For the full constraint syntax and operators, see Constraints and Scoped Names.

Instead of defining DataSets as separate documents, you can define them inline directly within components. This is useful for simple, component-specific data transformations.

apiVersion: bino.bi/v1alpha1
kind: ChartStructure
metadata:
  name: sales_chart
spec:
  dataset:
    query: |
      SELECT region, SUM(amount) as total
      FROM sales_csv
      GROUP BY region
    dependencies:
      - sales_csv
  chartTitle: Sales by Region
  chartType: bar
  # ... chart configuration

You can nest inline DataSource definitions within an inline DataSet.

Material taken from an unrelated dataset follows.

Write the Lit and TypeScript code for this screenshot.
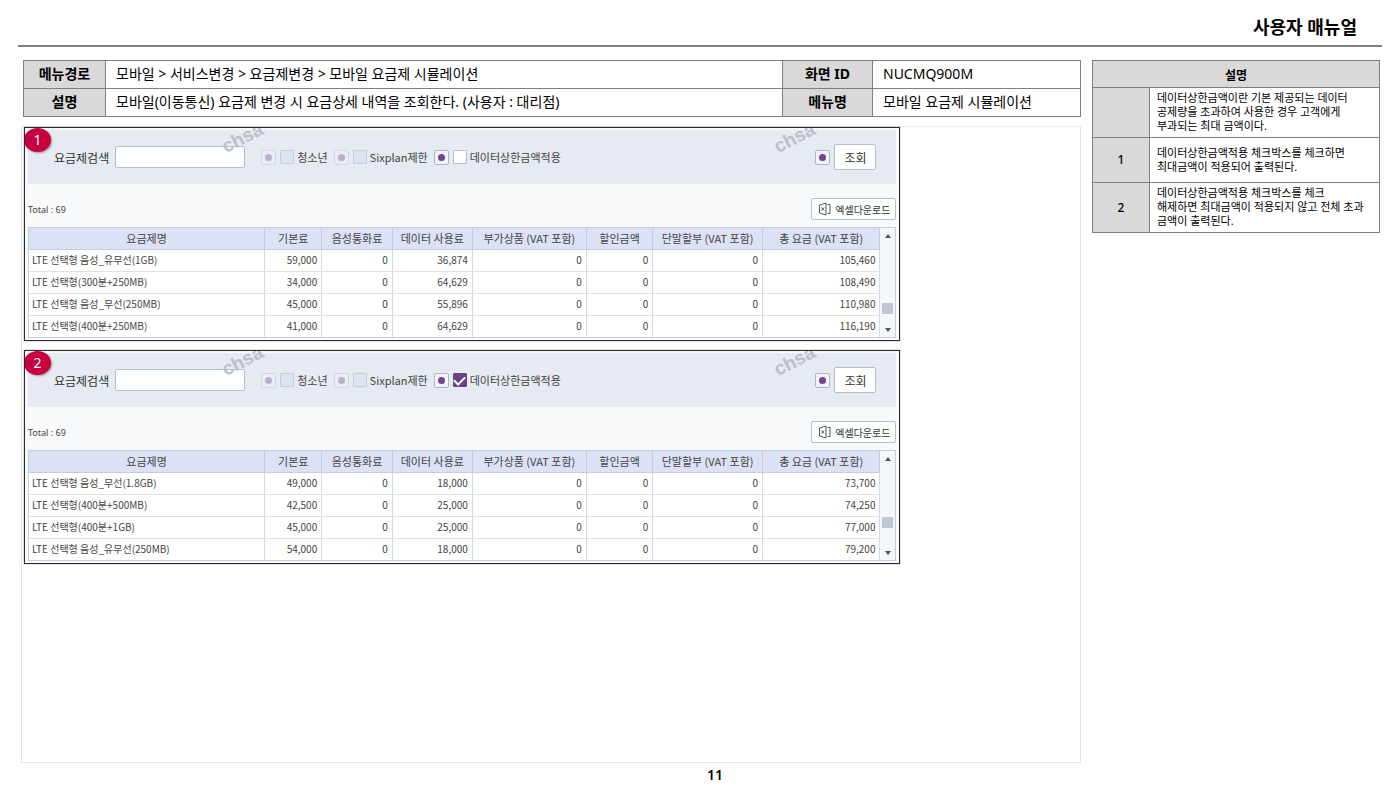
import { LitElement, html, css } from "lit";
import { customElement, property } from "lit/decorators.js";

interface Row {
  name: string;
  values: string[];
}

const COLUMNS = [
  "요금제명",
  "기본료",
  "음성통화료",
  "데이터 사용료",
  "부가상품 (VAT 포함)",
  "할인금액",
  "단말할부 (VAT 포함)",
  "총 요금 (VAT 포함)",
];

const row = (name: string, base: string, data: string, total: string): Row => ({
  name,
  values: [base, "0", data, "0", "0", "0", total],
});

const UNCAPPED: Row[] = [
  row("LTE 선택형 음성_유무선(1GB)", "59,000", "36,874", "105,460"),
  row("LTE 선택형(300분+250MB)", "34,000", "64,629", "108,490"),
  row("LTE 선택형 음성_무선(250MB)", "45,000", "55,896", "110,980"),
  row("LTE 선택형(400분+250MB)", "41,000", "64,629", "116,190"),
];

const CAPPED: Row[] = [
  row("LTE 선택형 음성_무선(1.8GB)", "49,000", "18,000", "73,700"),
  row("LTE 선택형(400분+500MB)", "42,500", "25,000", "74,250"),
  row("LTE 선택형(400분+1GB)", "45,000", "25,000", "77,000"),
  row("LTE 선택형 음성_유무선(250MB)", "54,000", "18,000", "79,200"),
];

@customElement("plan-panel")
export class PlanPanel extends LitElement {
  @property({ type: Number }) step = 1;
  @property({ type: Boolean }) capped = false;
  @property({ type: Number }) thumb = 0;
  @property({ attribute: false }) rows: Row[] = [];

  static styles = css`
    :host {
      display: block;
    }
    * {
      box-sizing: border-box;
    }
    .panel {
      position: relative;
      overflow: hidden;
      border: 1px solid #2b2b2b;
      box-shadow: 0 0 1px #555;
      background: #f8f9fb;
      padding: 2px 3px;
      color: #444;
      font-family: "Noto Sans CJK KR", sans-serif;
      font-size: 11px;
    }
    .badge {
      position: absolute;
      left: -1px;
      top: 0;
      width: 27px;
      height: 24px;
      border-radius: 50%;
      background: #c9003f;
      color: #fff;
      font-family: "Noto Sans", sans-serif;
      font-size: 14px;
      line-height: 23px;
      text-align: center;
      box-shadow: 1px 1px 2px rgba(0, 0, 0, 0.35);
    }
    .mark {
      position: absolute;
      top: -1px;
      color: #bcc0c8;
      font: bold 19px/22px "Liberation Sans", sans-serif;
      transform: rotate(-27deg);
      pointer-events: none;
    }
    .mark-left {
      left: 22.4%;
    }
    .mark-right {
      left: 85.5%;
    }
    .search {
      display: flex;
      align-items: center;
      height: 54px;
      padding: 0 20px 0 26px;
      background: #e6eaf1;
    }
    .search-label {
      color: #333;
      font-size: 12px;
    }
    .query {
      width: 130px;
      height: 22px;
      margin: 0 16px 0 6px;
      border: 1px solid #b4bfce;
      border-radius: 2px;
      background: #fff;
    }
    .option {
      display: flex;
      align-items: center;
      gap: 4px;
      margin-right: 6px;
    }
    .option label {
      display: flex;
      align-items: center;
      gap: 3px;
    }
    .dot {
      display: grid;
      place-items: center;
      width: 15px;
      height: 15px;
      border: 1px solid #a9b6cf;
      border-radius: 2px;
      background: #f2f4fa;
    }
    .dot::before {
      content: "";
      width: 7px;
      height: 7px;
      border-radius: 50%;
      background: #714587;
    }
    .dot-off {
      opacity: 0.35;
    }
    .check {
      appearance: none;
      display: grid;
      place-items: center;
      width: 14px;
      height: 14px;
      margin: 0;
      border: 1px solid #b4bfd4;
      border-radius: 1px;
      background: #fff;
    }
    .check:disabled {
      border-color: #c3cfdf;
      background: #dbe4ef;
    }
    .check:checked {
      border-color: #6d4182;
      background: #6d4182;
    }
    .check:checked::before {
      content: "";
      width: 9px;
      height: 5px;
      border: solid #fff;
      border-width: 0 0 2px 2px;
      transform: translateY(-1px) rotate(-45deg);
    }
    .run {
      display: flex;
      align-items: center;
      gap: 4px;
      margin-left: auto;
    }
    button {
      border: 1px solid #b4bfce;
      border-radius: 2px;
      background: #fff;
      color: #333;
      font-family: inherit;
      padding: 0;
    }
    .go {
      width: 42px;
      height: 26px;
      font-size: 12px;
    }
    .tools {
      display: flex;
      align-items: center;
      justify-content: space-between;
      height: 43px;
      padding-top: 7px;
      font-family: "Noto Sans", "Noto Sans CJK KR", sans-serif;
      font-size: 9px;
    }
    .excel {
      display: flex;
      align-items: center;
      gap: 4px;
      height: 22px;
      padding: 0 5px 0 6px;
      font-size: 10px;
    }
    .grid {
      display: flex;
      border: 1px solid #c5cddd;
      background: #fff;
    }
    table {
      flex: 1;
      min-width: 0;
      border-collapse: collapse;
      table-layout: fixed;
    }
    th,
    td {
      height: 22px;
      padding: 0 4px;
      border-right: 1px solid #d3dae6;
      border-bottom: 1px solid #dde2ec;
      line-height: 14px;
      white-space: nowrap;
    }
    tr:last-child td {
      border-bottom: 0;
    }
    th {
      height: 21px;
      background: #dde1f5;
      border-color: #c5cddd;
      font-weight: 400;
      padding: 0;
    }
    td {
      font-size: 10px;
      text-align: right;
    }
    .name {
      text-align: left;
      padding: 0 3px;
    }
    .c0 { width: 27.7%; }
    .c1 { width: 6.7%; }
    .c2 { width: 8.3%; }
    .c3 { width: 9.4%; }
    .c4 { width: 13.4%; }
    .c5 { width: 7.8%; }
    .c6 { width: 12.9%; }
    .c7 { width: 13.8%; }
    .scroll {
      display: flex;
      flex-direction: column;
      align-items: center;
      justify-content: space-between;
      width: 15px;
      padding: 6px 0 5px;
      background: #f5f7fa;
      position: relative;
    }
    .thumb {
      position: absolute;
      left: 2px;
      width: 11px;
      height: 11px;
      background: #bfc8d5;
    }
  `;

  private option(id: string, text: string, off: boolean) {
    return html`<div class="option">
      <span class="dot ${off ? "dot-off" : ""}"></span>
      <label for=${id}
        ><input
          class="check"
          id=${id}
          type="checkbox"
          ?disabled=${off}
          .checked=${!off && this.capped}
        />${text}</label
      >
    </div>`;
  }

  render() {
    return html`
      <section class="panel">
        <div class="search">
          <label class="search-label" for="query">요금제검색</label>
          <input class="query" id="query" type="text" />
          ${this.option("teen", "청소년", true)}
          ${this.option("six", "Sixplan제한", true)}
          ${this.option("cap", "데이터상한금액적용", false)}
          <div class="run">
            <span class="dot"></span>
            <button class="go" type="button">조회</button>
          </div>
        </div>
        <div class="tools">
          <span>Total : 69</span>
          <button class="excel" type="button">
            <svg width="13" height="14" viewBox="0 0 13 14" fill="none" stroke="#555">
              <path d="M1.500 3 8 1v12l-6.500-2zM9.500 2.500H12v9H9.500M3.500 5.500l2.500 3M6 5.500l-2.500 3" />
            </svg>
            엑셀다운로드
          </button>
        </div>
        <div class="grid">
          <table>
            <thead>
              <tr>
                ${COLUMNS.map((c, i) => html`<th class="c${i}" scope="col">${c}</th>`)}
              </tr>
            </thead>
            <tbody>
              ${this.rows.map(
                (r) => html`<tr>
                  <td class="name">${r.name}</td>
                  ${r.values.map((v) => html`<td>${v}</td>`)}
                </tr>`
              )}
            </tbody>
          </table>
          <div class="scroll">
            <svg width="6" height="4" viewBox="0 0 6 4"><path d="M0 4 3 0l3 4z" fill="#555" /></svg>
            <span class="thumb" style="top:${this.thumb}%"></span>
            <svg width="6" height="4" viewBox="0 0 6 4"><path d="M0 0h6L3 4z" fill="#555" /></svg>
          </div>
        </div>
        <span class="mark mark-left">chsa</span>
        <span class="mark mark-right">chsa</span>
        <span class="badge">${this.step}</span>
      </section>
    `;
  }
}

@customElement("app-root")
export class AppRoot extends LitElement {
  static styles = css`
    :host {
      display: block;
      font-family: "Noto Sans", "Noto Sans CJK KR", sans-serif;
      color: #000;
      background: #fff;
    }
    * {
      box-sizing: border-box;
    }
    .page {
      display: flex;
      flex-direction: column;
      min-height: 100vh;
      padding: 0 18px;
    }
    .title {
      margin: 0;
      padding: 14px 25px 5px 0;
      border-bottom: 2px solid #7f7f7f;
      font-size: 18px;
      line-height: 26px;
      text-align: right;
    }
    .body {
      flex: 1;
      display: flex;
      gap: 11px;
      padding: 13px 2px 0 3px;
    }
    .main {
      flex: 1;
      min-width: 0;
      display: flex;
      flex-direction: column;
      gap: 9px;
    }
    table {
      border-collapse: collapse;
      table-layout: fixed;
    }
    th,
    td {
      border: 1px solid #7f7f7f;
    }
    th {
      background: #d9d9d9;
    }
    .info {
      margin-left: 2px;
      font-size: 14px;
      line-height: 20px;
    }
    .info th,
    .info td {
      height: 28px;
      padding: 0 10px 2px;
      text-align: left;
    }
    .info th {
      padding: 0 0 2px;
      text-align: center;
    }
    .key-a { width: 82px; }
    .key-b { width: 90px; }
    .val-b { width: 208px; }
    .frame {
      flex: 1;
      display: flex;
      flex-direction: column;
      gap: 9px;
      padding: 0 0 0 2px;
      border: 1px solid #e3e3e3;
      border-top-color: #ededed;
    }
    .frame plan-panel {
      width: 83%;
    }
    .side {
      width: 288px;
      flex: none;
    }
    .notes {
      width: 100%;
      font-size: 11px;
      line-height: 14px;
    }
    .num {
      width: 57px;
    }
    .notes th {
      font-weight: 500;
      font-size: 12px;
    }
    .notes .head {
      height: 27px;
      padding: 4px 0 0;
      font-weight: 700;
    }
    .notes td {
      padding: 3px 0 4px 7px;
      white-space: nowrap;
    }
    .notes .tall td {
      padding: 8px 0 8px 7px;
    }
    .foot {
      padding: 2px 0 3px;
      text-align: center;
      font-size: 14px;
      line-height: 20px;
      font-weight: 600;
      margin-left: 30px;
    }
  `;

  render() {
    return html`
      <div class="page">
        <h1 class="title">사용자 매뉴얼</h1>
        <div class="body">
          <main class="main">
            <table class="info">
              <colgroup>
                <col class="key-a" />
                <col />
                <col class="key-b" />
                <col class="val-b" />
              </colgroup>
              <tr>
                <th scope="row">메뉴경로</th>
                <td>모바일 &gt; 서비스변경 &gt; 요금제변경 &gt; 모바일 요금제 시뮬레이션</td>
                <th scope="row">화면 ID</th>
                <td>NUCMQ900M</td>
              </tr>
              <tr>
                <th scope="row">설명</th>
                <td>모바일(이동통신) 요금제 변경 시 요금상세 내역을 조회한다. (사용자 : 대리점)</td>
                <th scope="row">메뉴명</th>
                <td>모바일 요금제 시뮬레이션</td>
              </tr>
            </table>
            <div class="frame">
              <plan-panel .step=${1} .rows=${UNCAPPED} .thumb=${69}></plan-panel>
              <plan-panel .step=${2} .rows=${CAPPED} .thumb=${61} capped></plan-panel>
            </div>
          </main>
          <aside class="side">
            <table class="notes">
              <colgroup>
                <col class="num" />
                <col />
              </colgroup>
              <thead>
                <tr>
                  <th class="head" colspan="2">설명</th>
                </tr>
              </thead>
              <tbody>
                <tr>
                  <th></th>
                  <td>데이터상한금액이란 기본 제공되는 데이터<br />공제량을 초과하여 사용한 경우 고객에게<br />부과되는 최대 금액이다.</td>
                </tr>
                <tr class="tall">
                  <th scope="row">1</th>
                  <td>데이터상한금액적용 체크박스를 체크하면<br />최대금액이 적용되어 출력된다.</td>
                </tr>
                <tr>
                  <th scope="row">2</th>
                  <td>데이터상한금액적용 체크박스를 체크<br />해제하면 최대금액이 적용되지 않고 전체 초과<br />금액이 출력된다.</td>
                </tr>
              </tbody>
            </table>
          </aside>
        </div>
        <footer class="foot">11</footer>
      </div>
    `;
  }
}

Use the @inline(N) syntax to reference them by index:

apiVersion: bino.bi/v1alpha1
kind: ChartStructure
metadata:
  name: quick_chart
spec:
  dataset:
    dependencies:
      - type: csv
        path: ./data/sales.csv
    query: |
      SELECT region, SUM(amount) as total
      FROM @inline(0)
      GROUP BY region
  chartTitle: Sales Overview
  # ... chart configuration

The @inline(0) reference points to the first item in the dependencies array (0-indexed). When you have multiple inline DataSources:

spec:
  dataset:
    dependencies:
      - type: csv
        path: ./data/orders.csv
      - type: csv
        path: ./data/customers.csv
    query: |
      SELECT c.name, COUNT(*) as order_count
      FROM @inline(0) o
      JOIN @inline(1) c ON o.customer_id = c.id
      GROUP BY c.name

You can mix inline DataSource definitions with named references:

spec:
  dataset:
    dependencies:
      - sales_csv # Named reference to existing DataSource
      - type: csv # Inline definition
        path: ./data/rates.csv
    query: |
      SELECT s.*, r.rate
      FROM sales_csv s
      JOIN @inline(1) r ON s.currency = r.code

Note: Named references use their document name directly in SQL, while inline definitions use @inline(N).

For simple cases where you want to use a DataSource directly without transformation, use the source field:

apiVersion: bino.bi/v1alpha1
kind: DataSet
metadata:
  name: sales_passthrough
spec:
  source: sales_csv

This is equivalent to SELECT * FROM sales_csv but more explicit and efficient. The source field is mutually exclusive with query and prql.

You can also use inline DataSource definitions with source:

apiVersion: bino.bi/v1alpha1
kind: Table
metadata:
  name: raw_data_table
spec:
  dataset:
    source:
      type: csv
      path: ./data/report.csv
  tableTitle: Raw Data
  # ... table configuration

When bino processes inline definitions:

  1. Materialization: Inline definitions are converted to synthetic documents during YAML loading
  2. Hash-based naming: Generated documents get unique names like _inline_datasource_a1b2c3d4
  3. Deduplication: Identical inline definitions share the same generated document
  4. Labels: Generated documents have bino.bi/generated: "true" and bino.bi/inline: "true" labels

This means inline definitions are fully compatible with caching, the dependency graph, and all other bino features.

User-defined document names must not start with _inline_ as this prefix is reserved for generated inline definitions. The lint rule inline-naming-conflict enforces this.